Les changements climatiques
Selon l’Inventaire des émissions de gaz à effet de serre au Québec (2012), le secteur de l’énergie représente environ 72 % des émissions de gaz à effet de serre (GES). Cette importance, qu’on retrouve à travers le monde, explique pourquoi la vaste majorité des pays développés intègrent leurs politiques énergétiques à celle sur le climat, ce qui permet d’optimiser les investissements publics et privés.
Au Québec, on a plutôt choisi de continuer l’approche en silo, et les consultations sur la prochaine politique énergétique ont complètement laissé de côté la question des changements climatiques.
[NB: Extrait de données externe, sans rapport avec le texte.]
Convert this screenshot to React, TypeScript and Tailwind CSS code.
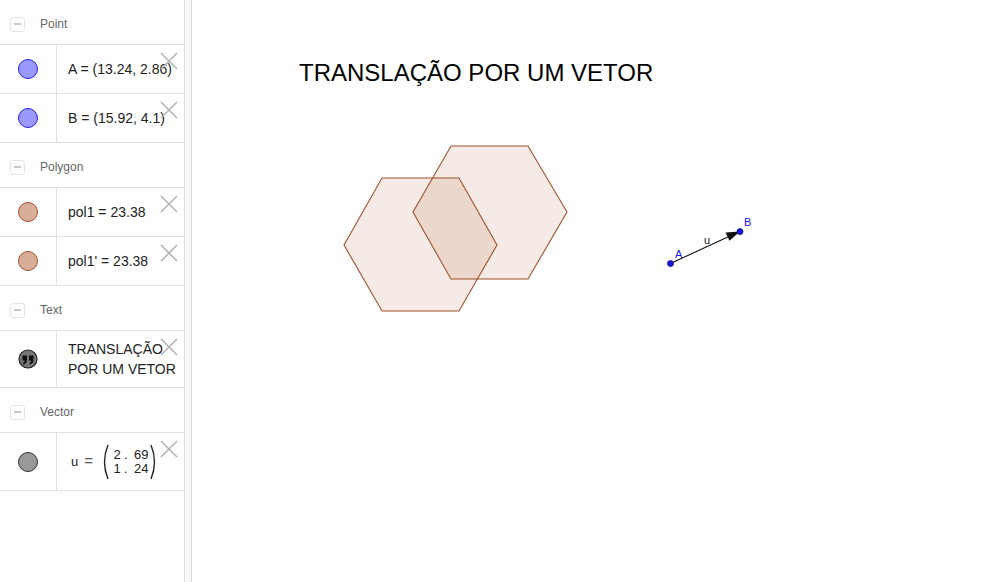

Que nous réserve la prochaine politique énergétique du Québec ? Il est difficile de savoir ce que le gouvernement actuel retiendra pour sa prochaine politique énergétique. Les quelques tables d’experts tenues au printemps ont soigneusement évité les enjeux les plus importants, tels que l’intégration du défi des changements climatiques, le modèle de gouvernance et le développement économique lié à l’énergie, préférant se limiter, en bonne partie, aux questions d’approvisionnement qui sont, on l’a vu, sans grand intérêt pour le Québec d’aujourd’hui. Force est d’admettre, toutefois, que vu de l’extérieur, il y a peu de chance pour que le gouvernement réussisse à s’extirper du modèle traditionnel pour proposer une direction qui permettra au Québec de transformer sa relation avec l’énergie pour s’enrichir collectivement tout en assumant ses responsabilités face aux changements climatiques. J’espère me tromper, car le Québec n’a certainement pas les moyens de poursuivre sur la voie actuelle.